Copy out the whole listing exactly as written, leaving the pictures behind.
### ENTRIES
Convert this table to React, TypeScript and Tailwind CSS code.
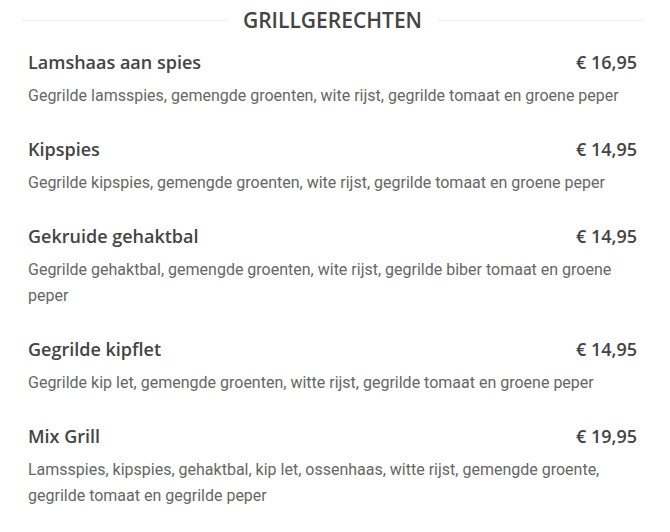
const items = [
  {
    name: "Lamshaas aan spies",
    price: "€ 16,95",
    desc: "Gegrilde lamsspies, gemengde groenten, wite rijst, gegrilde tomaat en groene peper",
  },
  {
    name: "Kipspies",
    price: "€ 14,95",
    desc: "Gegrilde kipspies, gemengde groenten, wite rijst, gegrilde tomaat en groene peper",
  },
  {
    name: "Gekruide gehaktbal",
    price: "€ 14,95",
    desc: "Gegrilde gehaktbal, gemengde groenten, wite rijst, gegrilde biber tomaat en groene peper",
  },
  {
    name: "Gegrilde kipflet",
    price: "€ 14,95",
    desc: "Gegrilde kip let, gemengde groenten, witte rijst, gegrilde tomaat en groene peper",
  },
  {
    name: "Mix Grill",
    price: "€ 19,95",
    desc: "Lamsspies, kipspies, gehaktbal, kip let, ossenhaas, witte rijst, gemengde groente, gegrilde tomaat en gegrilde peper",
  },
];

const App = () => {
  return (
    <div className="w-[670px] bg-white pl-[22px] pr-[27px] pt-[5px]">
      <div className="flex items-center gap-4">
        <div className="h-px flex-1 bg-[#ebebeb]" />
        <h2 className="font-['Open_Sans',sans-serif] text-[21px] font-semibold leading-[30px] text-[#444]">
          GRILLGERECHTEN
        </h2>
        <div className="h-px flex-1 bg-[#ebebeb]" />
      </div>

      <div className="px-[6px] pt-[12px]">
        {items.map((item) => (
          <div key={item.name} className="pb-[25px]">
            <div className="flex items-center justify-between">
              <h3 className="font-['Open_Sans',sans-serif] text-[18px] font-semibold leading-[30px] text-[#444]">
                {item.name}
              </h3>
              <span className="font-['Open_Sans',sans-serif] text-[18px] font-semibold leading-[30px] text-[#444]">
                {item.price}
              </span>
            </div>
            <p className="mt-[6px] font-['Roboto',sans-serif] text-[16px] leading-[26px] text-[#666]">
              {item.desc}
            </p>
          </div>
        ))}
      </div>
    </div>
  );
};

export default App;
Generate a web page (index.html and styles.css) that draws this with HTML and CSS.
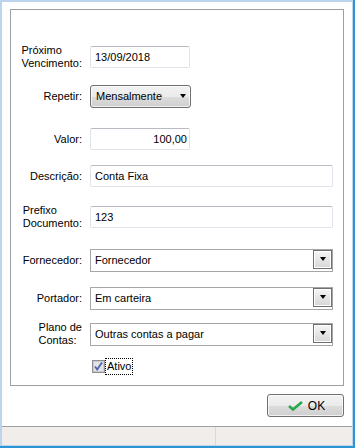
######
WORKED SOLUTION:
Convert this table to React, TypeScript and Tailwind CSS code.
const items = [
  {
    name: "Lamshaas aan spies",
    price: "€ 16,95",
    desc: "Gegrilde lamsspies, gemengde groenten, wite rijst, gegrilde tomaat en groene peper",
  },
  {
    name: "Kipspies",
    price: "€ 14,95",
    desc: "Gegrilde kipspies, gemengde groenten, wite rijst, gegrilde tomaat en groene peper",
  },
  {
    name: "Gekruide gehaktbal",
    price: "€ 14,95",
    desc: "Gegrilde gehaktbal, gemengde groenten, wite rijst, gegrilde biber tomaat en groene peper",
  },
  {
    name: "Gegrilde kipflet",
    price: "€ 14,95",
    desc: "Gegrilde kip let, gemengde groenten, witte rijst, gegrilde tomaat en groene peper",
  },
  {
    name: "Mix Grill",
    price: "€ 19,95",
    desc: "Lamsspies, kipspies, gehaktbal, kip let, ossenhaas, witte rijst, gemengde groente, gegrilde tomaat en gegrilde peper",
  },
];

const App = () => {
  return (
    <div className="w-[670px] bg-white pl-[22px] pr-[27px] pt-[5px]">
      <div className="flex items-center gap-4">
        <div className="h-px flex-1 bg-[#ebebeb]" />
        <h2 className="font-['Open_Sans',sans-serif] text-[21px] font-semibold leading-[30px] text-[#444]">
          GRILLGERECHTEN
        </h2>
        <div className="h-px flex-1 bg-[#ebebeb]" />
      </div>

      <div className="px-[6px] pt-[12px]">
        {items.map((item) => (
          <div key={item.name} className="pb-[25px]">
            <div className="flex items-center justify-between">
              <h3 className="font-['Open_Sans',sans-serif] text-[18px] font-semibold leading-[30px] text-[#444]">
                {item.name}
              </h3>
              <span className="font-['Open_Sans',sans-serif] text-[18px] font-semibold leading-[30px] text-[#444]">
                {item.price}
              </span>
            </div>
            <p className="mt-[6px] font-['Roboto',sans-serif] text-[16px] leading-[26px] text-[#666]">
              {item.desc}
            </p>
          </div>
        ))}
      </div>
    </div>
  );
};

export default App;
Generate a web page (index.html and styles.css) that draws this with HTML and CSS.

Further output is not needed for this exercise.